The 2013 versions come with what Symantec describes as “five layers of patented protection”, which include stronger social networking and anti-scam protection. There’s also full, certified support for Windows 8 and the promise of better performance on multi-core CPUs.

Symantec has focused its efforts on two related areas of protection for the 2013 releases, providing stronger protection for those using social networking sites. One in ten social network users has, according to the current annual Norton CyberCrime Report, fallen prey to fake links or scams, and so a new Scam Insight tool provides warnings against potentially risky websites along with an improved Norton Safe Web for Facebook app, providing users with the ability to quickly scan their timeline for potential scams and fake links.

Other improvements to existing protection include more rapid updates for the Insight file reputation database, which now also tracks IP addresses to help determine where threats are originating from.

Norton’s 2013 product are also fully certified with Windows 8. This includes integration with Windows 8’s Early Launch of Anti-Malware (ELAM) technology that permits security software to be up and running much earlier in the boot process than was the case with Windows 7, and which helps nullify certain rootkits. Also implemented is a new memory heap manager for helping to block and minimize the dangers from memory exploits.

The user interface has also been tweaked to be more Windows 8-friendly, with touch support and tile-based buttons. Staying up to date has been made simpler too, with all product updates now delivered automatically, and reboots eliminated from the install and update process.

The 2013 product line comes with a Network Cost Awareness feature – choose Settings > Network Security Settings > Network Cost Awareness  and click Configure – that allows specific network connections to be set to Economy, to prevent unnecessary updates from being downloaded on bandwidth-limited connections such as 3G.

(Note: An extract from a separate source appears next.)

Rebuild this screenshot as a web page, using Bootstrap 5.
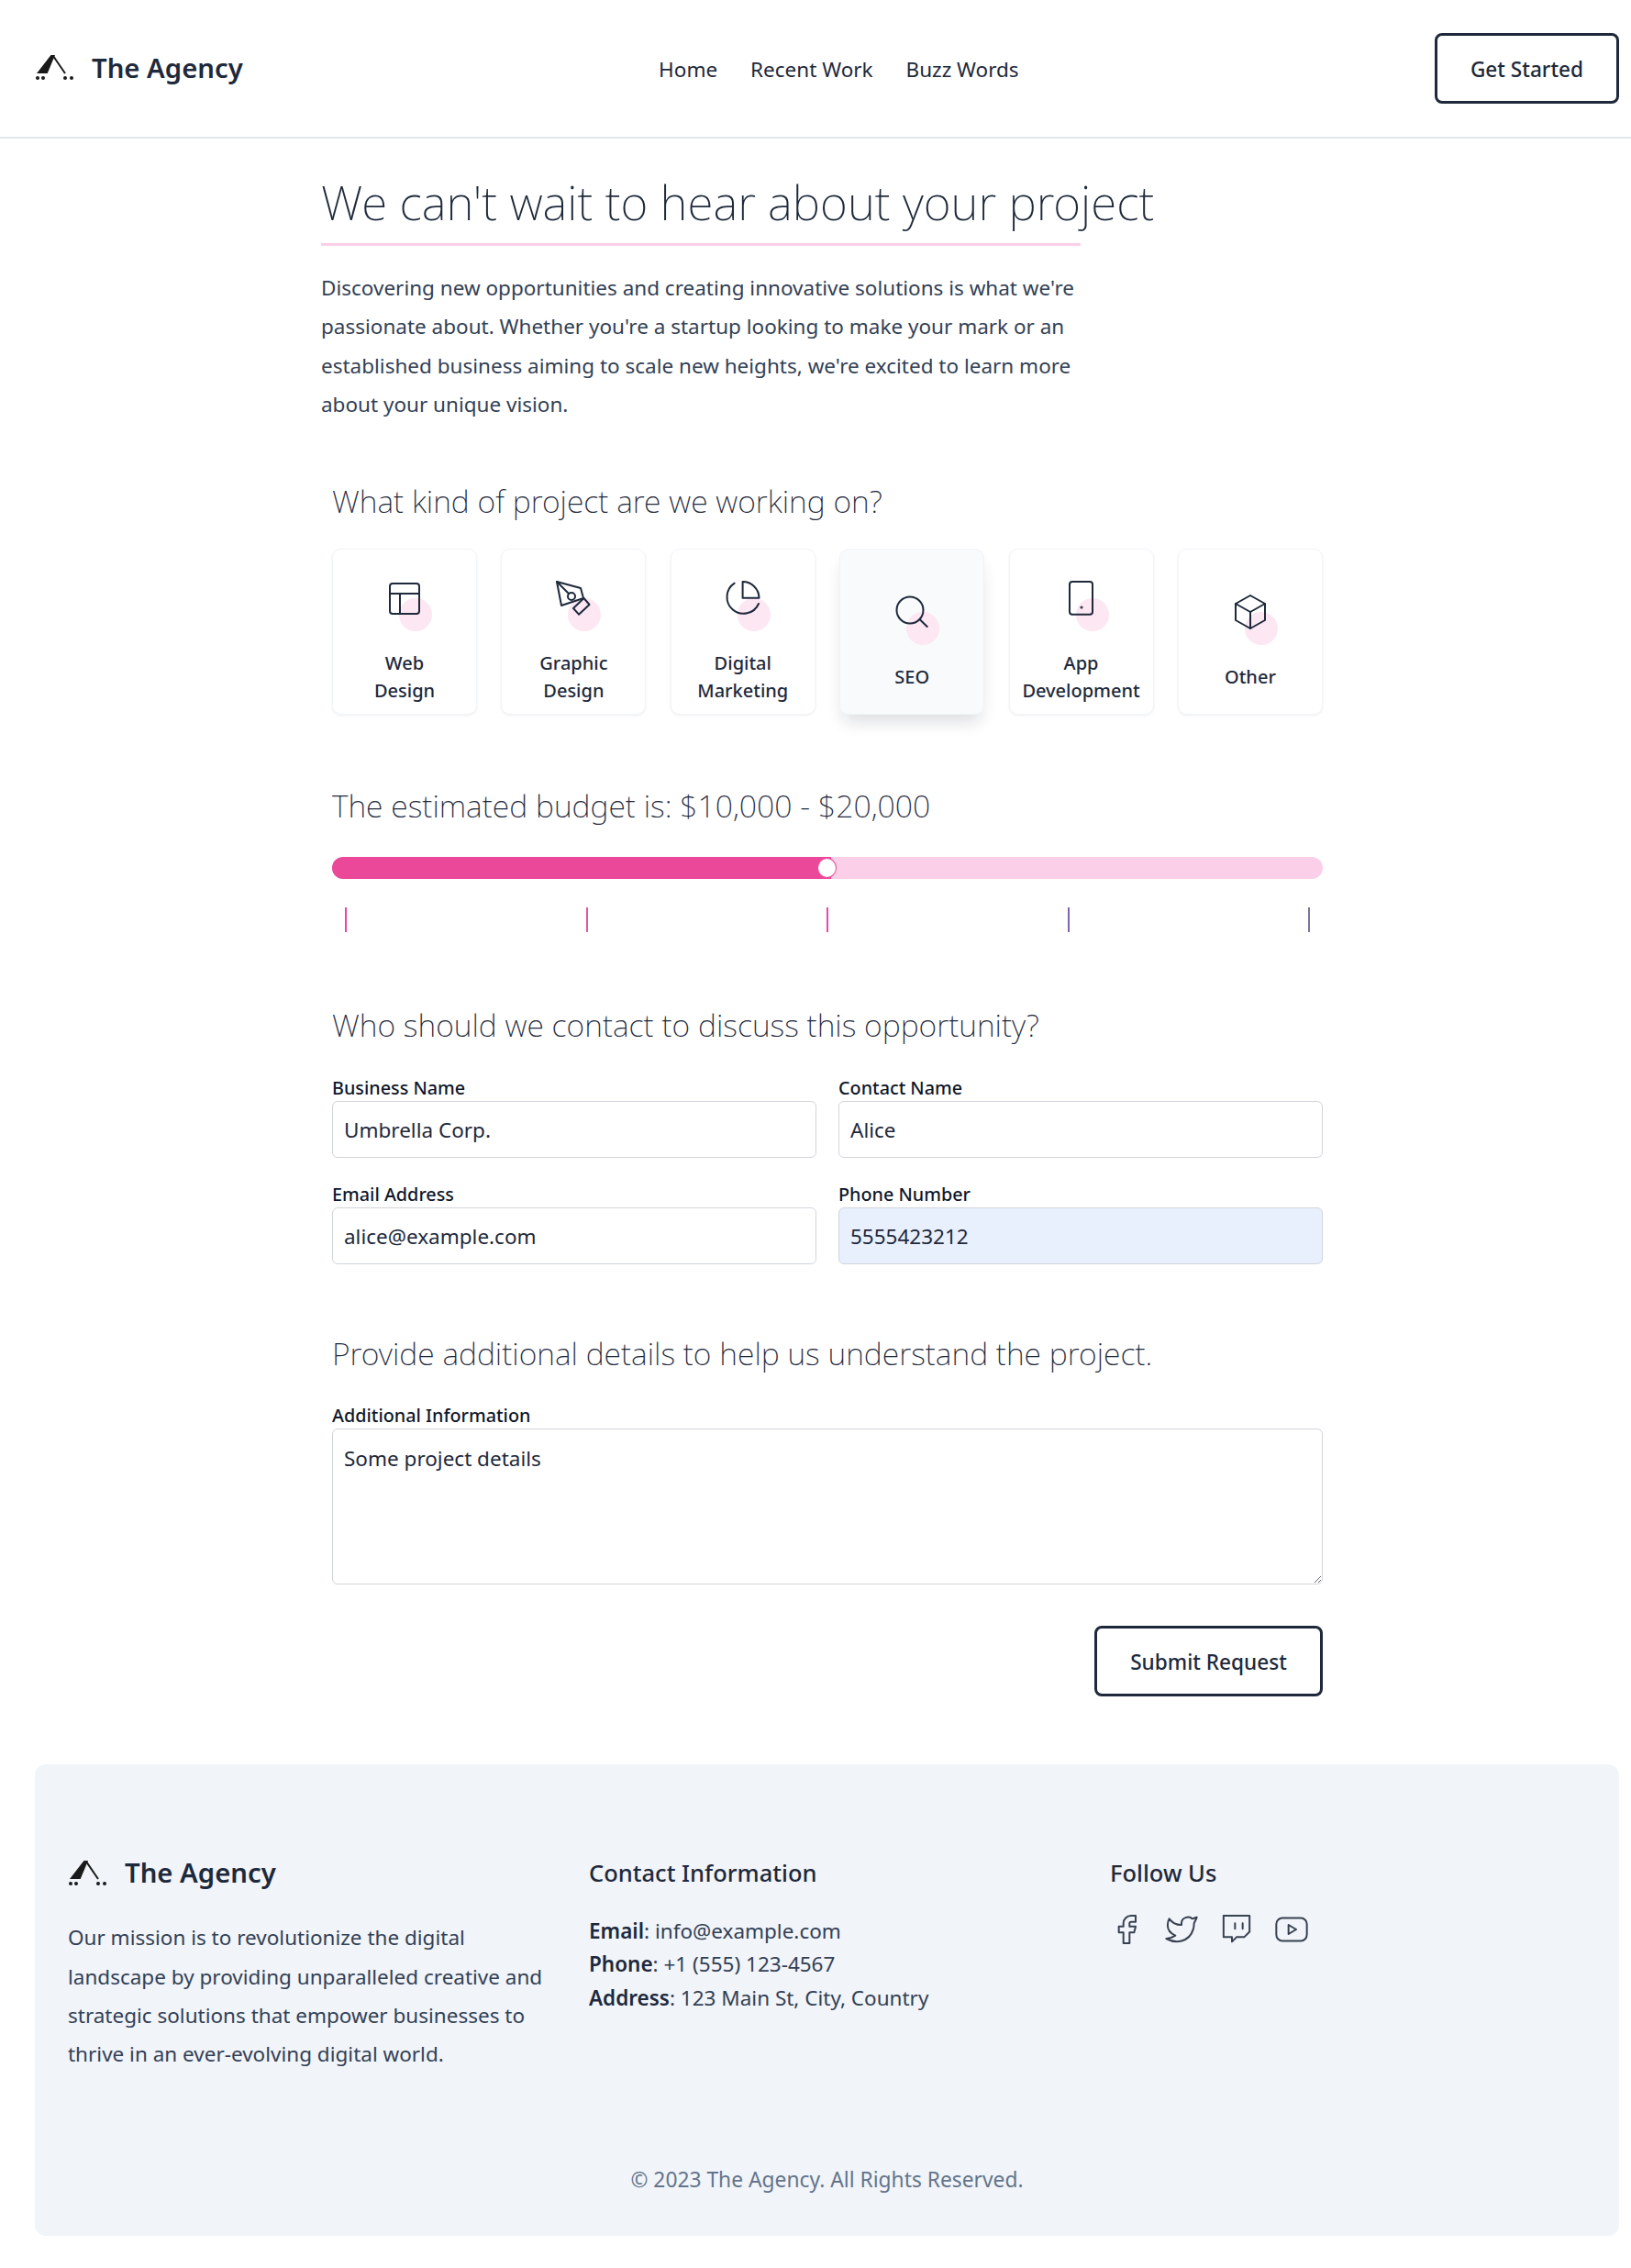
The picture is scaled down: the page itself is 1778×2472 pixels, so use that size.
<!DOCTYPE html>
<html lang="en">
<head>
  <meta charset="UTF-8" />
  <title>The Agency</title>
  <link href="https://cdn.jsdelivr.net/npm/bootstrap@5.3.0/dist/css/bootstrap.min.css" rel="stylesheet">
  <style>
    body { font-family: "Noto Sans", sans-serif; font-size: 22.5px; color: #1e293b; background: #fff; }
    .top-bar { height: 151px; padding: 0 13px 0 38px; border-bottom: 2px solid #e2e8f0; }
    .brand-name { font-size: 29.3px; font-weight: 600; color: #1e293b; margin-left: 20px; line-height: 1; }
    .brand-logo { width: 42px; height: 28px; display: block; }
    .top-bar .nav-link { padding: 0; font-size: 22.5px; color: #1e293b; }
    .top-links { gap: 36px; margin-top: 2px; }
    .btn-dark-line { border: 3px solid #1e293b; border-radius: 8px; color: #1e293b; font-weight: 500; font-size: 22.6px; height: 77px; padding-top: 8px; display: inline-flex; align-items: center; justify-content: center; background: #fff; }
    .btn-started { width: 201px; }
    .btn-submit { width: 249px; }
    .page-main { padding: 35.5px 336px 0 350px; }
    .page-title { font-size: 51.3px; font-weight: 200; line-height: 66px; color: #1e293b; margin: 0; white-space: nowrap; }
    .title-line { width: 828px; height: 3px; background: #fbcfe8; margin: 12px 0 25.5px; }
    .intro { width: 840px; line-height: 42.3px; color: #334155; margin-bottom: 59.5px; }
    .form-block { margin-left: 12px; }
    .sec-title { font-size: 33.8px; font-weight: 200; line-height: 48px; color: #1e293b; margin: 0 0 28px; }
    .budget-title { margin-bottom: 32px; }
    .contact-title { margin-bottom: 31.5px; }
    .details-title { margin-bottom: 30px; }
    .kind-row { display: grid; grid-template-columns: repeat(6, 158px); justify-content: space-between; margin-bottom: 75px; }
    .kind-card { height: 181px; border: 1px solid #f1f5f9; border-radius: 10px; box-shadow: 0 1px 3px rgba(15, 23, 42, .07); background: #fff; font-weight: 500; font-size: 20px; line-height: 30px; text-align: center; }
    .kind-card.is-hover { background: #f8fafc; box-shadow: 0 12px 18px -4px rgba(15, 23, 42, .14); }
    .kind-icon { position: relative; width: 48px; height: 48px; margin-top: 20px; margin-bottom: 31px; }
    .kind-icon::after { content: ""; position: absolute; right: -6px; bottom: -11px; width: 36px; height: 36px; border-radius: 50%; background: #fce7f3; }
    .kind-icon svg { position: relative; z-index: 1; display: block; width: 48px; height: 48px; fill: none; stroke: #1e293b; stroke-width: 2; stroke-linejoin: round; stroke-linecap: round; }
    .budget-track { position: relative; height: 24px; border-radius: 12px; background: #fbcfe8; overflow: visible; }
    .budget-track .progress-bar { background: #ec4899; border-radius: 12px 0 0 12px; }
    .budget-thumb { position: absolute; top: 1px; width: 21px; height: 22px; border-radius: 50%; background: #fff; border: 1px solid #ec4899; transform: translateX(-15px); }
    .tick-row { display: flex; justify-content: space-between; padding: 0 14px; margin: 31.5px 0 76.5px; }
    .tick-row span { width: 2px; height: 27px; }
    .tick-a { background: #ec4899; }
    .tick-b { background: #df5b9f; }
    .tick-c { background: #e64ab0; }
    .tick-d { background: #7d66ad; }
    .tick-e { background: #76769b; }
    .form-label { font-size: 19.8px; font-weight: 500; line-height: 28px; margin: 0; color: #0f172a; display: block; }
    .form-control { height: 62px; font-size: 22.5px; color: #1e293b; padding: 6px 12px; border: 1.5px solid #d1d5db; border-radius: 6px; box-shadow: none; }
    .filled-in { background: #e8f0fe; }
    textarea.form-control { height: 170px; padding-top: 15px; }
    .field-grid { row-gap: 26px; --bs-gutter-x: 24px; margin-bottom: 73px; }
    .submit-line { margin-top: 45px; }
    .page-foot { margin: 74px 13px 37px 38px; height: 514px; padding: 0 36px; border-radius: 12px; background: #f1f4f9; }
    .foot-grid { display: grid; grid-template-columns: 568px 568px 1fr; padding-top: 104px; height: 435px; }
    .foot-brand { margin-bottom: 35px; }
    .foot-about { padding-right: 38px; line-height: 42.3px; color: #334155; margin: 0; }
    .foot-head { font-size: 25.5px; font-weight: 500; line-height: 34px; margin: -3px 0 28.5px; color: #1e293b; }
    .foot-lines { line-height: 36.5px; color: #334155; }
    .foot-lines b { color: #1e293b; font-weight: 600; }
    .social-row { gap: 20px; margin: -3.5px 0 0 -2px; }
    .social-row svg { width: 40px; height: 40px; fill: none; stroke: #374151; stroke-width: 1.2; stroke-linejoin: round; stroke-linecap: round; }
    .foot-copy { color: #64748b; text-align: center; line-height: 36px; font-size: 22.8px; }
  </style>
</head>
<body>
  <nav class="top-bar d-flex align-items-center justify-content-between">
    <a class="d-flex align-items-center text-decoration-none" href="#">
      <svg class="brand-logo" viewBox="0 0 42 28"><path d="M17.5 0 22 0 13.7 20 2 20z" fill="#1a1a1a"/><path d="M20 1 33 20" stroke="#1a1a1a" stroke-width="2" fill="none"/><circle cx="3" cy="25" r="2" fill="#1a1a1a"/><circle cx="9" cy="25" r="2" fill="#1a1a1a"/><circle cx="33" cy="25" r="2" fill="#1a1a1a"/><circle cx="40" cy="25" r="2" fill="#1a1a1a"/></svg>
      <span class="brand-name">The Agency</span>
    </a>
    <div class="nav top-links">
      <a class="nav-link" href="#">Home</a>
      <a class="nav-link" href="#">Recent Work</a>
      <a class="nav-link" href="#">Buzz Words</a>
    </div>
    <a class="btn btn-dark-line btn-started" href="#">Get Started</a>
  </nav>

  <main class="page-main">
    <h1 class="page-title">We can't wait to hear about your project</h1>
    <div class="title-line"></div>
    <p class="intro">Discovering new opportunities and creating innovative solutions is what we're passionate about. Whether you're a startup looking to make your mark or an established business aiming to scale new heights, we're excited to learn more about your unique vision.</p>

    <form class="form-block">
      <h2 class="sec-title">What kind of project are we working on?</h2>
      <div class="kind-row">
        <div class="kind-card d-flex flex-column align-items-center justify-content-center">
          <div class="kind-icon"><svg viewBox="0 0 48 48"><rect x="8" y="7" width="32" height="33" rx="3"/><path d="M8 18h32M19 18v22"/></svg></div>
          <div>Web<br>Design</div>
        </div>
        <div class="kind-card d-flex flex-column align-items-center justify-content-center">
          <div class="kind-icon"><svg viewBox="0 0 48 48"><path d="M6 5 32 12 35 23 11 31z"/><path d="M35.5 23 41.5 30 30 40.7 24 34z"/><circle cx="22" cy="21" r="4"/><path d="M6 5 19 18"/></svg></div>
          <div>Graphic<br>Design</div>
        </div>
        <div class="kind-card d-flex flex-column align-items-center justify-content-center">
          <div class="kind-icon"><svg viewBox="0 0 48 48"><path d="M14.700 6.700A18 18 0 1 0 41 29"/><path d="M23.600 5v17.700h17.900A17.900 17.900 0 0 0 23.600 5z"/></svg></div>
          <div>Digital<br>Marketing</div>
        </div>
        <div class="kind-card is-hover d-flex flex-column align-items-center justify-content-center">
          <div class="kind-icon"><svg viewBox="0 0 48 48"><circle cx="22" cy="21" r="14.500"/><path d="M32.500 31 40.700 39"/></svg></div>
          <div>SEO</div>
        </div>
        <div class="kind-card d-flex flex-column align-items-center justify-content-center">
          <div class="kind-icon"><svg viewBox="0 0 48 48"><rect x="11" y="5" width="25" height="35.700" rx="3"/><circle cx="24" cy="33" r=".6"/></svg></div>
          <div>App<br>Development</div>
        </div>
        <div class="kind-card d-flex flex-column align-items-center justify-content-center">
          <div class="kind-icon"><svg viewBox="0 0 48 48"><path d="M24 5 40 14V32L24 41 8 32V14z"/><path d="M8 14 24 23 40 14M24 23V41"/></svg></div>
          <div>Other</div>
        </div>
      </div>

      <h2 class="sec-title budget-title">The estimated budget is: $10,000 - $20,000</h2>
      <div class="progress budget-track">
        <div class="progress-bar" style="width: 50.4%"></div>
        <span class="budget-thumb" style="left: 50.4%"></span>
      </div>
      <div class="tick-row">
        <span class="tick-a"></span><span class="tick-b"></span><span class="tick-c"></span><span class="tick-d"></span><span class="tick-e"></span>
      </div>

      <h2 class="sec-title contact-title">Who should we contact to discuss this opportunity?</h2>
      <div class="row field-grid">
        <div class="col-6">
          <label class="form-label" for="biz">Business Name</label>
          <input class="form-control" id="biz" type="text" value="Umbrella Corp.">
        </div>
        <div class="col-6">
          <label class="form-label" for="who">Contact Name</label>
          <input class="form-control" id="who" type="text" value="Alice">
        </div>
        <div class="col-6">
          <label class="form-label" for="mail">Email Address</label>
          <input class="form-control" id="mail" type="text" value="alice@example.com">
        </div>
        <div class="col-6">
          <label class="form-label" for="tel">Phone Number</label>
          <input class="form-control filled-in" id="tel" type="text" value="5555423212">
        </div>
      </div>

      <h2 class="sec-title details-title">Provide additional details to help us understand the project.</h2>
      <label class="form-label" for="info">Additional Information</label>
      <textarea class="form-control" id="info">Some project details</textarea>
      <div class="d-flex justify-content-end submit-line">
        <button class="btn btn-dark-line btn-submit" type="button">Submit Request</button>
      </div>
    </form>
  </main>

  <footer class="page-foot">
    <div class="foot-grid">
      <div>
        <div class="d-flex align-items-center foot-brand">
          <svg class="brand-logo" viewBox="0 0 42 28"><path d="M17.5 0 22 0 13.7 20 2 20z" fill="#1a1a1a"/><path d="M20 1 33 20" stroke="#1a1a1a" stroke-width="2" fill="none"/><circle cx="3" cy="25" r="2" fill="#1a1a1a"/><circle cx="9" cy="25" r="2" fill="#1a1a1a"/><circle cx="33" cy="25" r="2" fill="#1a1a1a"/><circle cx="40" cy="25" r="2" fill="#1a1a1a"/></svg>
          <span class="brand-name">The Agency</span>
        </div>
        <p class="foot-about">Our mission is to revolutionize the digital landscape by providing unparalleled creative and strategic solutions that empower businesses to thrive in an ever-evolving digital world.</p>
      </div>
      <div>
        <h3 class="foot-head">Contact Information</h3>
        <div class="foot-lines">
          <div><b>Email</b>: info@example.com</div>
          <div><b>Phone</b>: +1 (555) 123-4567</div>
          <div><b>Address</b>: 123 Main St, City, Country</div>
        </div>
      </div>
      <div>
        <h3 class="foot-head">Follow Us</h3>
        <div class="social-row d-flex">
          <svg viewBox="0 0 24 24"><path d="M7 10v4h3v7h4v-7h3l1-4h-4V8a1 1 0 0 1 1-1h3V3h-3a5 5 0 0 0-5 5v2H7"/></svg>
          <svg viewBox="0 0 24 24"><path d="M22 4.010c-1 .49-1.980.689-3 .99-1.121-1.265-2.783-1.335-4.380-.737S11.977 6.323 12 8v1c-3.245.083-6.135-1.395-8-4 0 0-4.182 7.433 4 11-1.872 1.247-3.739 2.088-6 2 3.308 1.803 6.913 2.423 10.034 1.517 3.580-1.040 6.522-3.723 7.651-7.742a13.840 13.840 0 0 0 .497-3.753c0-.249 1.510-2.772 1.818-4.013z"/></svg>
          <svg viewBox="0 0 24 24"><path d="M3.500 3h17v10.500l-3.500 3.500h-5l-3 3v-3h-5.500z"/><path d="M11 8v3.500M16 8v3.500"/></svg>
          <svg viewBox="0 0 24 24"><path d="M2 8.500a4 4 0 0 1 4-4h12a4 4 0 0 1 4 4v7a4 4 0 0 1-4 4H6a4 4 0 0 1-4-4z"/><path d="M10 9l5 3-5 3z"/></svg>
        </div>
      </div>
    </div>
    <div class="foot-copy">© 2023 The Agency. All Rights Reserved.</div>
  </footer>

  <script src="https://cdn.jsdelivr.net/npm/bootstrap@5.3.0/dist/js/bootstrap.bundle.min.js"></script>
</body>
</html>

Finally, all three Norton 2013 products are engineered to take advantage of newer multi-core processors and inbuilt technologies in Windows 8 to deliver faster startup and shutdown times over its immediate predecessor. Sadly, boot times remain a little long in Windows 7, although the apps overall effect on system performance is light. Other performance tweaks include better support for digital media, plus reduced power consumption to help extend battery life.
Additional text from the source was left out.